[Dataset excerpt]

[Begin]

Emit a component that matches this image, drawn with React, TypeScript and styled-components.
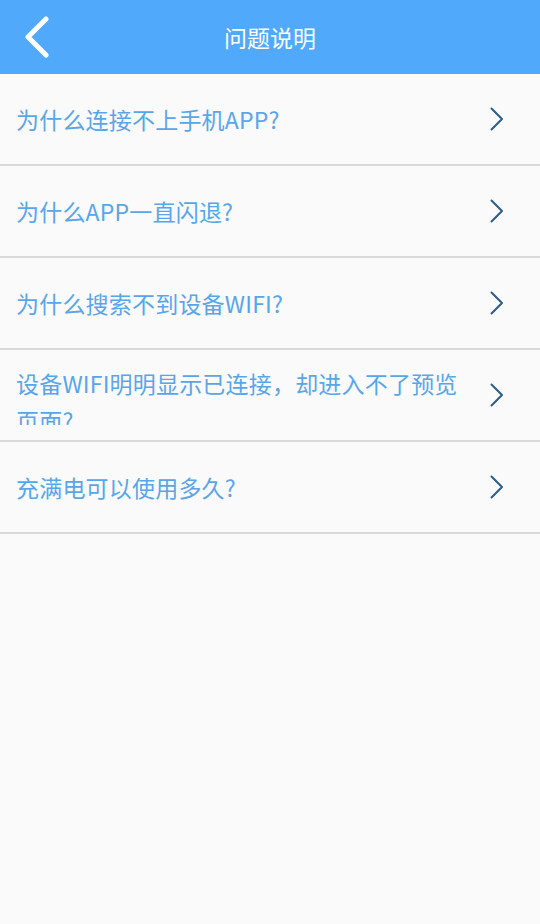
import React from "react";
import styled, { createGlobalStyle } from "styled-components";

const Global = createGlobalStyle`
  html, body { margin: 0; padding: 0; background: #fafafa; }
  body { font-family: "Noto Sans CJK SC", "Noto Sans", sans-serif; }
  * { box-sizing: border-box; }
`;

const Page = styled.div`
  width: 540px;
  min-height: 924px;
  background: #fafafa;
  display: flex;
  flex-direction: column;
`;

const Header = styled.header`
  height: 74px;
  background: #51a9fc;
  display: grid;
  grid-template-columns: 74px 1fr 74px;
  align-items: center;
`;

const BackButton = styled.button`
  border: none;
  background: transparent;
  padding: 0 0 0 22px;
  height: 74px;
  display: flex;
  align-items: center;
  cursor: pointer;
`;

const Title = styled.h1`
  margin: 0;
  text-align: center;
  color: #ffffff;
  font-size: 23px;
  font-weight: 400;
  line-height: 74px;
`;

const List = styled.ul`
  list-style: none;
  margin: 0;
  padding: 0;
`;

const Row = styled.li`
  height: 92px;
  border-bottom: 2px solid #d9d9d9;
  display: flex;
  align-items: center;
  padding: 0 36px 0 16px;
  gap: 20px;
`;

const Question = styled.span`
  flex: 1;
  color: #58a6ea;
  font-size: 23px;
  line-height: 37px;
  max-height: 60px;
  overflow: hidden;
  letter-spacing: 0.2px;
`;

const Chevron = () => (
  <svg width="14" height="24" viewBox="0 0 14 24">
    <path d="M1.5 1.5 L12 12 L1.5 22.5" fill="none" stroke="#2c5c88" strokeWidth="2" strokeLinecap="round" strokeLinejoin="round" />
  </svg>
);

const BackIcon = () => (
  <svg width="30" height="42" viewBox="0 0 30 42">
    <path d="M24 3 L6 21 L24 39" fill="none" stroke="#ffffff" strokeWidth="5" strokeLinecap="round" strokeLinejoin="round" />
  </svg>
);

const questions = [
  "为什么连接不上手机APP?",
  "为什么APP一直闪退?",
  "为什么搜索不到设备WIFI?",
  "设备WIFI明明显示已连接，却进入不了预览页面?",
  "充满电可以使用多久?",
];

export default function App() {
  return (
    <Page>
      <Global />
      <Header>
        <BackButton aria-label="back">
          <BackIcon />
        </BackButton>
        <Title>问题说明</Title>
        <span />
      </Header>
      <List>
        {questions.map((q) => (
          <Row key={q}>
            <Question>{q}</Question>
            <Chevron />
          </Row>
        ))}
      </List>
    </Page>
  );
}
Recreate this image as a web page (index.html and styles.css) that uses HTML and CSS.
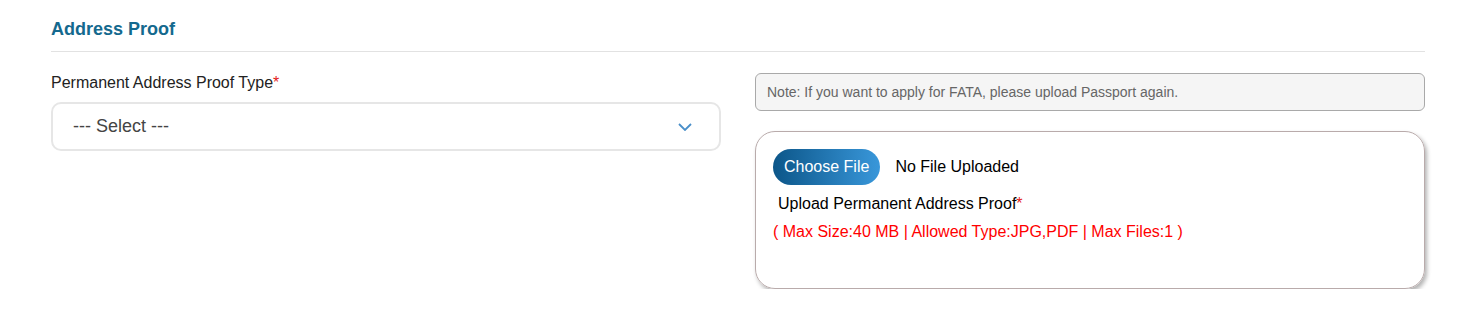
FILE: index.html
```html
<!DOCTYPE html>
<html lang="en">
<head>
    <meta charset="UTF-8">
    <meta name="viewport" content="width=device-width, initial-scale=1.0">
    <title>Address Proof</title>
    <link rel="stylesheet" href="styles.css">
</head>
<body>
    <div class="section">
        <h3 class="section-title">Address Proof</h3>
        <div class="row">
            <div class="col">
                <label class="field-label">Permanent Address Proof Type<span class="req">*</span></label>
                <div class="select-box">
                    <span class="select-text">--- Select ---</span>
                    <svg class="chevron" width="14" height="8" viewBox="0 0 14 8">
                        <path d="M1 1 L7 7 L13 1" fill="none" stroke="#4a8fc9" stroke-width="1.8"/>
                    </svg>
                </div>
            </div>
            <div class="col">
                <div class="note">Note: If you want to apply for FATA, please upload Passport again.</div>
                <div class="upload-card">
                    <div class="file-row">
                        <span class="choose-btn">Choose File</span>
                        <span class="file-status">No File Uploaded</span>
                    </div>
                    <div class="upload-label">Upload Permanent Address Proof<span class="req">*</span></div>
                    <div class="upload-hint">( Max Size:40 MB | Allowed Type:JPG,PDF | Max Files:1 )</div>
                </div>
            </div>
        </div>
    </div>
</body>
</html>
```

FILE: styles.css
```css
/* Address proof form */
body {
    margin: 0;
    font-family: "Liberation Sans", Arial, sans-serif;
    background-color: #fff;
    color: #000;
}

.section {
    padding: 19px 54px 0 51px;
}

.section-title {
    margin: 0;
    font-size: 18px;
    font-weight: bold;
    color: #14698e;
    padding-bottom: 11px;
    border-bottom: 1px solid #e2e2e2;
}

.row {
    display: flex;
    gap: 34px;
}

.col {
    flex: 1;
}

.field-label {
    display: block;
    margin-top: 22px;
    font-size: 16px;
    color: #222;
}

.req {
    color: #e31b1b;
}

.select-box {
    margin-top: 10px;
    height: 45px;
    border: 2px solid #e6e6e6;
    border-radius: 10px;
    display: flex;
    align-items: center;
    justify-content: space-between;
    padding: 0 27px 0 20px;
}

.select-text {
    font-size: 18px;
    color: #444;
}

.note {
    margin-top: 21px;
    height: 38px;
    box-sizing: border-box;
    border: 1px solid #a9a9a9;
    border-radius: 6px;
    background-color: #f5f5f5;
    font-size: 14px;
    color: #666;
    padding: 0 11px;
    display: flex;
    align-items: center;
}

.upload-card {
    margin-top: 20px;
    height: 158px;
    box-sizing: border-box;
    border: 1px solid #b9abab;
    border-radius: 20px;
    box-shadow: 2px 3px 4px rgba(0, 0, 0, 0.3);
    padding: 17px 17px 0 17px;
}

.file-row {
    display: flex;
    align-items: center;
    gap: 15px;
}

.choose-btn {
    display: inline-block;
    height: 36px;
    line-height: 36px;
    padding: 0 11px;
    border-radius: 18px;
    background: linear-gradient(to right, #0c5689, #3997da);
    color: #fff;
    font-size: 16px;
}

.file-status {
    font-size: 16px;
}

.upload-label {
    margin-top: 10px;
    padding-left: 5px;
    font-size: 16px;
}

.upload-hint {
    margin-top: 10px;
    font-size: 16px;
    color: #f00;
}
```
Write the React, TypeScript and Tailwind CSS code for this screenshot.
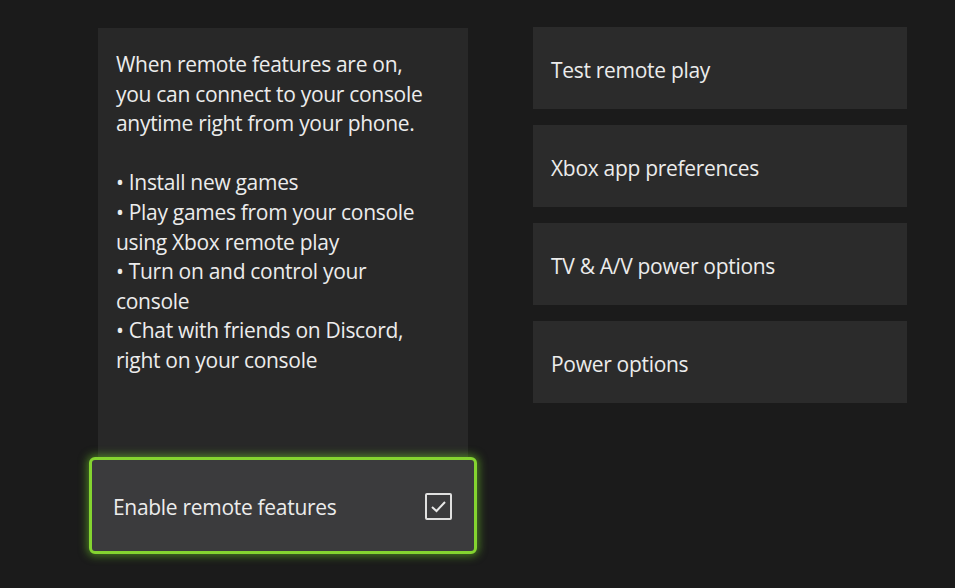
const tiles = ["Test remote play", "Xbox app preferences", "TV & A/V power options", "Power options"];

const lines = [
  "When remote features are on,",
  "you can connect to your console",
  "anytime right from your phone.",
  "",
  "• Install new games",
  "• Play games from your console",
  "using Xbox remote play",
  "• Turn on and control your",
  "console",
  "• Chat with friends on Discord,",
  "right on your console",
];

export default function App() {
  return (
    <div
      className="w-[955px] h-[588px] bg-[#1b1b1b] text-[#ececec] overflow-hidden flex gap-[65px] pl-[98px] pt-[28px]"
      style={{ fontFamily: '"Open Sans", "Noto Sans", sans-serif' }}
    >
      <div className="w-[370px] h-[526px] flex flex-col">
        <div className="flex-1 bg-[#282828] px-[18px] pt-[22px] text-[21px] leading-[29.6px] tracking-[-0.3px]">
          {lines.map((l, i) => (
            <div key={i} className="h-[29.6px] whitespace-nowrap">{l}</div>
          ))}
        </div>
        <div className="-mx-[9px] h-[97px] rounded-[6px] border-[3px] border-[#84d430] bg-[#3b3b3d] shadow-[0_0_8px_2px_rgba(110,200,40,0.55)] flex items-center justify-between pl-[21px] pr-[22px]">
          <span className="text-[21px] tracking-[-0.3px] pt-[4px]">Enable remote features</span>
          <div className="w-[27px] h-[27px] mt-[2px] border-2 border-[#e0e0e0] rounded-[2px] flex items-center justify-center">
            <svg width="17" height="13" viewBox="0 0 17 13" fill="none">
              <path d="M2 7 L6.5 11 L15 2" stroke="#e8e8e8" strokeWidth="2" />
            </svg>
          </div>
        </div>
      </div>
      <div className="w-[374px] flex flex-col gap-[16px] -mt-[1px]">
        {tiles.map((t) => (
          <div key={t} className="h-[82px] bg-[#2b2b2b] flex items-center px-[18px] pt-[5px] text-[21px] tracking-[-0.3px]">
            {t}
          </div>
        ))}
      </div>
    </div>
  );
}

[End]

§ Given request
Every record above should be written out again without change, except that the pictures are left out.

§ In response
Emit a component that matches this image, drawn with React, TypeScript and styled-components.
import React from "react";
import styled, { createGlobalStyle } from "styled-components";

const Global = createGlobalStyle`
  html, body { margin: 0; padding: 0; background: #fafafa; }
  body { font-family: "Noto Sans CJK SC", "Noto Sans", sans-serif; }
  * { box-sizing: border-box; }
`;

const Page = styled.div`
  width: 540px;
  min-height: 924px;
  background: #fafafa;
  display: flex;
  flex-direction: column;
`;

const Header = styled.header`
  height: 74px;
  background: #51a9fc;
  display: grid;
  grid-template-columns: 74px 1fr 74px;
  align-items: center;
`;

const BackButton = styled.button`
  border: none;
  background: transparent;
  padding: 0 0 0 22px;
  height: 74px;
  display: flex;
  align-items: center;
  cursor: pointer;
`;

const Title = styled.h1`
  margin: 0;
  text-align: center;
  color: #ffffff;
  font-size: 23px;
  font-weight: 400;
  line-height: 74px;
`;

const List = styled.ul`
  list-style: none;
  margin: 0;
  padding: 0;
`;

const Row = styled.li`
  height: 92px;
  border-bottom: 2px solid #d9d9d9;
  display: flex;
  align-items: center;
  padding: 0 36px 0 16px;
  gap: 20px;
`;

const Question = styled.span`
  flex: 1;
  color: #58a6ea;
  font-size: 23px;
  line-height: 37px;
  max-height: 60px;
  overflow: hidden;
  letter-spacing: 0.2px;
`;

const Chevron = () => (
  <svg width="14" height="24" viewBox="0 0 14 24">
    <path d="M1.5 1.5 L12 12 L1.5 22.5" fill="none" stroke="#2c5c88" strokeWidth="2" strokeLinecap="round" strokeLinejoin="round" />
  </svg>
);

const BackIcon = () => (
  <svg width="30" height="42" viewBox="0 0 30 42">
    <path d="M24 3 L6 21 L24 39" fill="none" stroke="#ffffff" strokeWidth="5" strokeLinecap="round" strokeLinejoin="round" />
  </svg>
);

const questions = [
  "为什么连接不上手机APP?",
  "为什么APP一直闪退?",
  "为什么搜索不到设备WIFI?",
  "设备WIFI明明显示已连接，却进入不了预览页面?",
  "充满电可以使用多久?",
];

export default function App() {
  return (
    <Page>
      <Global />
      <Header>
        <BackButton aria-label="back">
          <BackIcon />
        </BackButton>
        <Title>问题说明</Title>
        <span />
      </Header>
      <List>
        {questions.map((q) => (
          <Row key={q}>
            <Question>{q}</Question>
            <Chevron />
          </Row>
        ))}
      </List>
    </Page>
  );
}
Recreate this image as a web page (index.html and styles.css) that uses HTML and CSS.
FILE: index.html
```html
<!DOCTYPE html>
<html lang="en">
<head>
    <meta charset="UTF-8">
    <meta name="viewport" content="width=device-width, initial-scale=1.0">
    <title>Address Proof</title>
    <link rel="stylesheet" href="styles.css">
</head>
<body>
    <div class="section">
        <h3 class="section-title">Address Proof</h3>
        <div class="row">
            <div class="col">
                <label class="field-label">Permanent Address Proof Type<span class="req">*</span></label>
                <div class="select-box">
                    <span class="select-text">--- Select ---</span>
                    <svg class="chevron" width="14" height="8" viewBox="0 0 14 8">
                        <path d="M1 1 L7 7 L13 1" fill="none" stroke="#4a8fc9" stroke-width="1.8"/>
                    </svg>
                </div>
            </div>
            <div class="col">
                <div class="note">Note: If you want to apply for FATA, please upload Passport again.</div>
                <div class="upload-card">
                    <div class="file-row">
                        <span class="choose-btn">Choose File</span>
                        <span class="file-status">No File Uploaded</span>
                    </div>
                    <div class="upload-label">Upload Permanent Address Proof<span class="req">*</span></div>
                    <div class="upload-hint">( Max Size:40 MB | Allowed Type:JPG,PDF | Max Files:1 )</div>
                </div>
            </div>
        </div>
    </div>
</body>
</html>
```

FILE: styles.css
```css
/* Address proof form */
body {
    margin: 0;
    font-family: "Liberation Sans", Arial, sans-serif;
    background-color: #fff;
    color: #000;
}

.section {
    padding: 19px 54px 0 51px;
}

.section-title {
    margin: 0;
    font-size: 18px;
    font-weight: bold;
    color: #14698e;
    padding-bottom: 11px;
    border-bottom: 1px solid #e2e2e2;
}

.row {
    display: flex;
    gap: 34px;
}

.col {
    flex: 1;
}

.field-label {
    display: block;
    margin-top: 22px;
    font-size: 16px;
    color: #222;
}

.req {
    color: #e31b1b;
}

.select-box {
    margin-top: 10px;
    height: 45px;
    border: 2px solid #e6e6e6;
    border-radius: 10px;
    display: flex;
    align-items: center;
    justify-content: space-between;
    padding: 0 27px 0 20px;
}

.select-text {
    font-size: 18px;
    color: #444;
}

.note {
    margin-top: 21px;
    height: 38px;
    box-sizing: border-box;
    border: 1px solid #a9a9a9;
    border-radius: 6px;
    background-color: #f5f5f5;
    font-size: 14px;
    color: #666;
    padding: 0 11px;
    display: flex;
    align-items: center;
}

.upload-card {
    margin-top: 20px;
    height: 158px;
    box-sizing: border-box;
    border: 1px solid #b9abab;
    border-radius: 20px;
    box-shadow: 2px 3px 4px rgba(0, 0, 0, 0.3);
    padding: 17px 17px 0 17px;
}

.file-row {
    display: flex;
    align-items: center;
    gap: 15px;
}

.choose-btn {
    display: inline-block;
    height: 36px;
    line-height: 36px;
    padding: 0 11px;
    border-radius: 18px;
    background: linear-gradient(to right, #0c5689, #3997da);
    color: #fff;
    font-size: 16px;
}

.file-status {
    font-size: 16px;
}

.upload-label {
    margin-top: 10px;
    padding-left: 5px;
    font-size: 16px;
}

.upload-hint {
    margin-top: 10px;
    font-size: 16px;
    color: #f00;
}
```
Write the React, TypeScript and Tailwind CSS code for this screenshot.
const tiles = ["Test remote play", "Xbox app preferences", "TV & A/V power options", "Power options"];

const lines = [
  "When remote features are on,",
  "you can connect to your console",
  "anytime right from your phone.",
  "",
  "• Install new games",
  "• Play games from your console",
  "using Xbox remote play",
  "• Turn on and control your",
  "console",
  "• Chat with friends on Discord,",
  "right on your console",
];

export default function App() {
  return (
    <div
      className="w-[955px] h-[588px] bg-[#1b1b1b] text-[#ececec] overflow-hidden flex gap-[65px] pl-[98px] pt-[28px]"
      style={{ fontFamily: '"Open Sans", "Noto Sans", sans-serif' }}
    >
      <div className="w-[370px] h-[526px] flex flex-col">
        <div className="flex-1 bg-[#282828] px-[18px] pt-[22px] text-[21px] leading-[29.6px] tracking-[-0.3px]">
          {lines.map((l, i) => (
            <div key={i} className="h-[29.6px] whitespace-nowrap">{l}</div>
          ))}
        </div>
        <div className="-mx-[9px] h-[97px] rounded-[6px] border-[3px] border-[#84d430] bg-[#3b3b3d] shadow-[0_0_8px_2px_rgba(110,200,40,0.55)] flex items-center justify-between pl-[21px] pr-[22px]">
          <span className="text-[21px] tracking-[-0.3px] pt-[4px]">Enable remote features</span>
          <div className="w-[27px] h-[27px] mt-[2px] border-2 border-[#e0e0e0] rounded-[2px] flex items-center justify-center">
            <svg width="17" height="13" viewBox="0 0 17 13" fill="none">
              <path d="M2 7 L6.5 11 L15 2" stroke="#e8e8e8" strokeWidth="2" />
            </svg>
          </div>
        </div>
      </div>
      <div className="w-[374px] flex flex-col gap-[16px] -mt-[1px]">
        {tiles.map((t) => (
          <div key={t} className="h-[82px] bg-[#2b2b2b] flex items-center px-[18px] pt-[5px] text-[21px] tracking-[-0.3px]">
            {t}
          </div>
        ))}
      </div>
    </div>
  );
}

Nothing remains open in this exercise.